Day Four

Sep 04, 2010 22:34

The Karma of Past Lives:

I slept in the past,
that will never come back,
as though it was the present.
Around my pillow in my dreams
the perfume of orange blossoms floated,
like the fragrance of the sleeves
of the man who is gone.
- Princess Shikishi (13th century)

Okita Sōji...

I've been trying to write this entry for a couple days now. How to I explain my irrational attraction to some historical person I've never met... I have no idea but I can tell you that I doodle his name (沖田 総司) on my notebooks like other girls doodle Edward Cullen's.

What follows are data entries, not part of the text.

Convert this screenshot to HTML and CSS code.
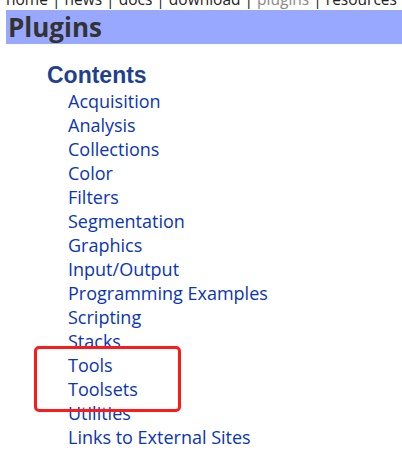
FILE: index.html
```html
<!DOCTYPE html>
<html>
<head>
<meta charset="utf-8">
<link rel="stylesheet" href="styles.css">
</head>
<body>
<div class="nav"><a href="#">home</a> | <a href="#">news</a> | <a href="#">docs</a> | <a href="#">download</a> | <span class="current">plugins</span> | <a href="#">resources</a></div>
<h1 class="title">Plugins</h1>
<div class="toc">
  <h2 class="toc-head">Contents</h2>
  <ul class="toc-list">
    <li><a href="#">Acquisition</a></li>
    <li><a href="#">Analysis</a></li>
    <li><a href="#">Collections</a></li>
    <li><a href="#">Color</a></li>
    <li><a href="#">Filters</a></li>
    <li><a href="#">Segmentation</a></li>
    <li><a href="#">Graphics</a></li>
    <li><a href="#">Input/Output</a></li>
    <li><a href="#">Programming Examples</a></li>
    <li><a href="#">Scripting</a></li>
    <li><a href="#">Stacks</a></li>
    <li class="marked"><a href="#">Tools</a><div class="highlight"></div></li>
    <li><a href="#">Toolsets</a></li>
    <li><a href="#">Utilities</a></li>
    <li><a href="#">Links to External Sites</a></li>
  </ul>
</div>
</body>
</html>
```
FILE: styles.css
```css
html, body {
  margin: 0;
  padding: 0;
  background: #fff;
  overflow: hidden;
}
body {
  padding: 0 0 0 6px;
  font-family: "Open Sans", "Noto Sans", sans-serif;
}
.nav {
  margin-top: -12px;
  height: 22px;
  font-size: 15.5px;
  line-height: 22px;
  color: #222;
  white-space: nowrap;
}
.nav a {
  color: #222;
  text-decoration: none;
}
.nav .current {
  color: #888;
}
.title {
  margin: 0;
  height: 34px;
  background: #99a8ff;
  color: #333;
  font-size: 26px;
  line-height: 34px;
  font-weight: bold;
  padding-left: 2px;
}
.toc {
  padding-left: 41px;
  padding-top: 18px;
}
.toc-head {
  margin: 0;
  font-family: "Liberation Sans", Arial, sans-serif;
  font-size: 23px;
  line-height: 27px;
  color: #1f3f8f;
  font-weight: bold;
}
.toc-list {
  list-style: none;
  margin: 0;
  padding: 0 0 0 21px;
}
.toc-list li {
  font-size: 18px;
  line-height: 24px;
  height: 24px;
}
.toc-list a {
  color: #0a35b8;
  text-decoration: none;
}
.marked {
  position: relative;
}
.highlight {
  position: absolute;
  left: -34px;
  top: -7px;
  width: 141px;
  height: 60px;
  border: 3.5px solid #ff1a1a;
  border-radius: 5px;
}
```
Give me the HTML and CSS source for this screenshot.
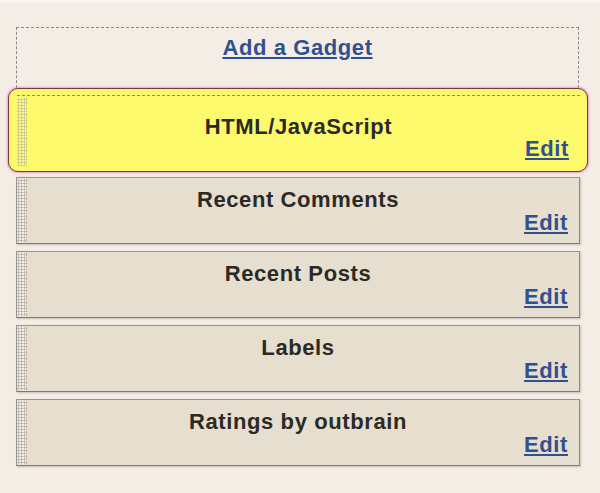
FILE: index.html
```html
<!DOCTYPE html>
<html>
<head>
<meta charset="utf-8">
<link rel="stylesheet" href="styles.css">
</head>
<body>
<div class="page">
  <div class="column">
    <div class="add-box"><a class="link" href="#">Add a Gadget</a></div>
    <div class="selected">
      <div class="widget widget-active">
        <div class="grip"></div>
        <div class="content">
          <div class="title">HTML/JavaScript</div>
          <div class="edit"><a class="link" href="#">Edit</a></div>
        </div>
      </div>
    </div>
    <div class="list">
      <div class="widget">
        <div class="grip"></div>
        <div class="content">
          <div class="title">Recent Comments</div>
          <div class="edit"><a class="link" href="#">Edit</a></div>
        </div>
      </div>
      <div class="widget">
        <div class="grip"></div>
        <div class="content">
          <div class="title">Recent Posts</div>
          <div class="edit"><a class="link" href="#">Edit</a></div>
        </div>
      </div>
      <div class="widget">
        <div class="grip"></div>
        <div class="content">
          <div class="title">Labels</div>
          <div class="edit"><a class="link" href="#">Edit</a></div>
        </div>
      </div>
      <div class="widget">
        <div class="grip"></div>
        <div class="content">
          <div class="title">Ratings by outbrain</div>
          <div class="edit"><a class="link" href="#">Edit</a></div>
        </div>
      </div>
    </div>
  </div>
</div>
</body>
</html>
```

FILE: styles.css
```css
html, body {
  margin: 0;
  padding: 0;
  background: #f3ede6;
}
body {
  font-family: "Liberation Sans", Arial, sans-serif;
  width: 600px;
  height: 493px;
  overflow: hidden;
}
.page {
  border-top: 3px solid #f8f5f1;
  padding: 24px 20px 0 16px;
}
.column {
  width: 564px;
}
.link {
  color: #31508f;
  font-weight: bold;
  font-size: 22px;
  letter-spacing: 0.6px;
  text-decoration: underline;
  text-decoration-thickness: 2px;
  text-underline-offset: 2px;
}
.add-box {
  box-sizing: border-box;
  height: 61px;
  border: 1px dashed #8a8a8a;
  border-bottom: none;
  text-align: center;
  padding-top: 8px;
  font-size: 22px;
  line-height: 24px;
  margin-right: 1px;
}
.selected {
  margin: 0 -8px;
  background: #fcfa6c;
  border: 1px solid #7d3440;
  border-radius: 10px;
  box-shadow: 0 0 2px 1px rgba(232, 130, 180, 0.7);
  padding: 6px 7px 4px 8px;
}
.list {
  display: flex;
  flex-direction: column;
  gap: 7px;
  margin-top: 5px;
}
.widget {
  display: grid;
  grid-template-columns: 10px 1fr;
  background: #e6dece;
  border: 1px solid #959595;
  border-bottom-color: #7a7a7a;
  border-right-color: #8a8a8a;
  box-shadow: 1px 1px 2px rgba(0, 0, 0, 0.2);
}
.widget-active {
  background: #fcfa6c;
  border: none;
  border-top: 1px dashed #8a8a70;
  box-shadow: none;
}
.grip {
  background-color: #f1ede6;
  background-image: radial-gradient(circle, #b4aea2 0.9px, transparent 1.2px);
  background-size: 3px 3px;
  border-right: 1px dotted #a8a298;
  margin: 1px 0;
}
.widget-active .grip {
  background-color: #f7f4a0;
  background-image: radial-gradient(circle, #c8c480 0.9px, transparent 1.2px);
  border-right-color: #c0bc80;
  margin-top: 2px;
}
.content {
  padding: 10px 11px 8px 0;
}
.widget-active .content {
  padding: 19px 11px 6px 0;
}
.title {
  text-align: center;
  font-weight: bold;
  font-size: 22px;
  letter-spacing: 0.6px;
  line-height: 24px;
  color: #2b2a26;
  margin-right: -1px;
}
.edit {
  text-align: right;
  font-size: 22px;
  line-height: 24px;
  margin-top: -1px;
}
.widget-active .edit {
  margin-top: -2px;
}
```
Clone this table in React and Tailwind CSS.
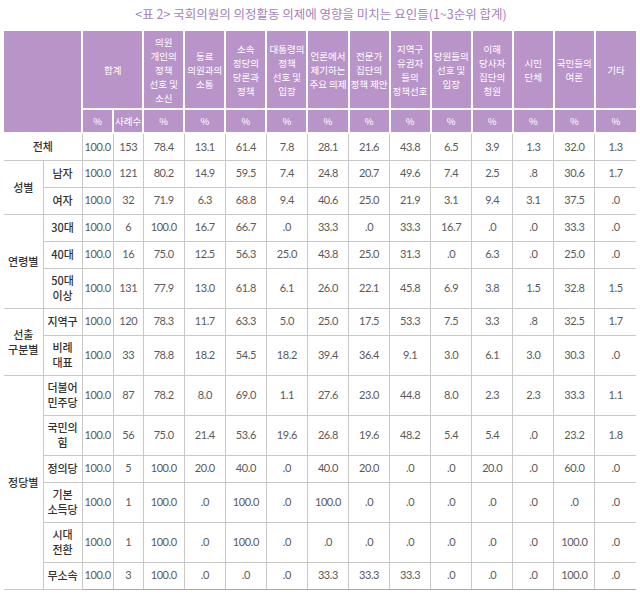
const headers = [
  ["의원", "개인의", "정책", "선호 및", "소신"],
  ["동료", "의원과의", "소통"],
  ["소속", "정당의", "당론과", "정책"],
  ["대통령의", "정책", "선호 및", "입장"],
  ["언론에서", "제기하는", "주요 의제"],
  ["전문가", "집단의", "정책 제안"],
  ["지역구", "유권자", "들의", "정책선호"],
  ["당원들의", "선호 및", "입장"],
  ["이해", "당사자", "집단의", "청원"],
  ["시민", "단체"],
  ["국민들의", "여론"],
  ["기타"],
];

const groups = [
  { name: null, rows: [{ label: ["전체"], v: "100.0 153 78.4 13.1 61.4 7.8 28.1 21.6 43.8 6.5 3.9 1.3 32.0 1.3" }] },
  {
    name: ["성별"],
    rows: [
      { label: ["남자"], v: "100.0 121 80.2 14.9 59.5 7.4 24.8 20.7 49.6 7.4 2.5 .8 30.6 1.7" },
      { label: ["여자"], v: "100.0 32 71.9 6.3 68.8 9.4 40.6 25.0 21.9 3.1 9.4 3.1 37.5 .0" },
    ],
  },
  {
    name: ["연령별"],
    rows: [
      { label: ["30대"], v: "100.0 6 100.0 16.7 66.7 .0 33.3 .0 33.3 16.7 .0 .0 33.3 .0" },
      { label: ["40대"], v: "100.0 16 75.0 12.5 56.3 25.0 43.8 25.0 31.3 .0 6.3 .0 25.0 .0" },
      { label: ["50대", "이상"], v: "100.0 131 77.9 13.0 61.8 6.1 26.0 22.1 45.8 6.9 3.8 1.5 32.8 1.5" },
    ],
  },
  {
    name: ["선출", "구분별"],
    rows: [
      { label: ["지역구"], v: "100.0 120 78.3 11.7 63.3 5.0 25.0 17.5 53.3 7.5 3.3 .8 32.5 1.7" },
      { label: ["비례", "대표"], v: "100.0 33 78.8 18.2 54.5 18.2 39.4 36.4 9.1 3.0 6.1 3.0 30.3 .0" },
    ],
  },
  {
    name: ["정당별"],
    rows: [
      { label: ["더불어", "민주당"], v: "100.0 87 78.2 8.0 69.0 1.1 27.6 23.0 44.8 8.0 2.3 2.3 33.3 1.1" },
      { label: ["국민의", "힘"], v: "100.0 56 75.0 21.4 53.6 19.6 26.8 19.6 48.2 5.4 5.4 .0 23.2 1.8" },
      { label: ["정의당"], v: "100.0 5 100.0 20.0 40.0 .0 40.0 20.0 .0 .0 20.0 .0 60.0 .0" },
      { label: ["기본", "소득당"], v: "100.0 1 100.0 .0 100.0 .0 100.0 .0 .0 .0 .0 .0 .0 .0" },
      { label: ["시대", "전환"], v: "100.0 1 100.0 .0 100.0 .0 .0 .0 .0 .0 .0 .0 100.0 .0" },
      { label: ["무소속"], v: "100.0 3 100.0 .0 .0 .0 33.3 33.3 33.3 .0 .0 .0 100.0 .0" },
    ],
  },
];

const kr = { fontFamily: '"Noto Sans CJK KR", "Noto Sans", sans-serif' };
const num = { fontFamily: 'Lato, "Noto Sans CJK KR", sans-serif' };

const Lines = ({ lines }) =>
  lines.map((l, i) => (
    <span key={i} className="block">
      {l}
    </span>
  ));

export default function App() {
  return (
    <div className="w-[640px] h-[597px] bg-white overflow-hidden">
      {/* title */}
      <div
        className="h-[29px] flex items-center justify-center pl-[2px] text-[12.5px] text-[#a47fbd]"
        style={kr}
      >
        &lt;표 2&gt; 국회의원의 의정활동 의제에 영향을 미치는 요인들(1~3순위 합계)
      </div>

      <table className="ml-[4px] w-[632px] table-fixed border-collapse text-center">
        <colgroup>
          <col className="w-[39px]" />
          <col className="w-[39px]" />
          <col className="w-[31px]" />
          <col className="w-[30px]" />
          {headers.map((_, i) => (
            <col key={i} className="w-[41px]" />
          ))}
        </colgroup>
        <thead className="text-white text-[9.5px] leading-[14px]" style={kr}>
          <tr className="h-[79px]">
            <th rowSpan={2} colSpan={2} className="bg-[#b994c9] border-2 border-white border-l-0"></th>
            <th colSpan={2} className="bg-[#b994c9] border-2 border-white font-normal">
              합계
            </th>
            {headers.map((h, i) => (
              <th
                key={i}
                className={`bg-[#b994c9] border-2 border-white font-normal px-0 ${
                  i === headers.length - 1 ? "border-r-0" : ""
                }`}
              >
                <Lines lines={h} />
              </th>
            ))}
          </tr>
          <tr className="h-[24px]">
            <th className="bg-[#b994c9] border-2 border-white font-normal">%</th>
            <th className="bg-[#b994c9] border-2 border-white font-normal">사례수</th>
            {headers.map((_, i) => (
              <th
                key={i}
                className={`bg-[#b994c9] border-2 border-white font-normal ${
                  i === headers.length - 1 ? "border-r-0" : ""
                }`}
              >
                %
              </th>
            ))}
          </tr>
        </thead>
        <tbody className="text-[11px] text-[#5a5a5a]">
          {groups.map((g, gi) =>
            g.rows.map((r, ri) => {
              const vals = r.v.split(" ");
              const tall = r.label.length > 1;
              const isLast = gi === groups.length - 1 && ri === g.rows.length - 1;
              return (
                <tr key={`${gi}-${ri}`} className={tall ? "h-[40px]" : "h-[27px]"}>
                  {g.name === null ? (
                    <td
                      colSpan={2}
                      className="border border-[#c8c8c8] border-l-0 text-[11px] font-medium text-[#333] leading-[15px]"
                      style={kr}
                    >
                      <Lines lines={r.label} />
                    </td>
                  ) : (
                    <>
                      {ri === 0 && (
                        <td
                          rowSpan={g.rows.length}
                          className="border border-[#c8c8c8] border-l-0 text-[11px] font-medium text-[#333] leading-[15px]"
                          style={kr}
                        >
                          <Lines lines={g.name} />
                        </td>
                      )}
                      <td
                        className="border border-[#c8c8c8] text-[11px] font-medium text-[#333] leading-[15px]"
                        style={kr}
                      >
                        <Lines lines={r.label} />
                      </td>
                    </>
                  )}
                  {vals.map((v, i) => (
                    <td
                      key={i}
                      className={`border border-[#c8c8c8] px-0 tracking-[-0.4px] ${
                        i === vals.length - 1 ? "border-r-0" : ""
                      } ${isLast ? "border-b-[#a8a8a8]" : ""}`}
                      style={num}
                    >
                      {v}
                    </td>
                  ))}
                </tr>
              );
            })
          )}
        </tbody>
      </table>
    </div>
  );
}
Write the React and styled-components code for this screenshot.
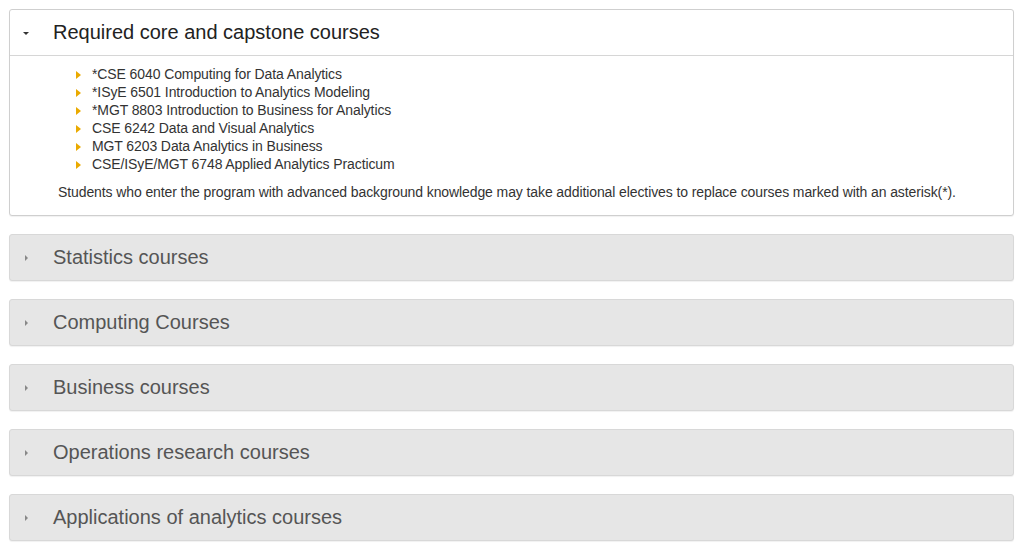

Perhaps I should be embarrassed to admit that, but I'm not. Seeing even just his name gives me... Hope? Courage? It gives me a good feeling inside. Like, perhaps he's watching over me and guiding me on this path. That's an encouraging thought because he was a master swordsman, one of the best in all Japan they say. He picked up a sword at the age of nine and was a master of Tennen Rishin-ryu by the age of eighteen. He became one of the founding members of the Shinsengumi, fought bravely for the cause and died of tuberculosis at the age of twenty five; alone.

Perhaps it was the fact that he was said to be kind and of good nature that makes the fact he died young and alone so sad to me. How must it have been for him to be so weak that he could not wield a sword and fight along side his friends? How terrible it must have been to die alone, far from the people you were cared about...

Unable to find proper words to express my feelings for Okita Sōji, I have found some old Japanese poems that may better explain...

Others may forget you, but not I.
I am haunted by your beautiful ghost.
- Empress Yamatohime (7th century)

Following the roads
Of dream to you, my feet
Never rest. But one glimpse of you
In reality would be
Worth all these nights of love.
- Ono no Komachi (9th century)

Separating the man from the myth is difficult. No one now with living memory can tell us who he really was, or what is true and what is false about his life. The information I have access to in English is a mixture of fact and fiction, but I cannot tell which is which. One of the reasons I work so hard at my hiragana/kanji lessons is because I want to be able to read more about that time period to get a clearer view of the man I admire.

Even so, I suppose right now it doesn't matter who was the man and who was the myth. All that matters is inspiration I find in him.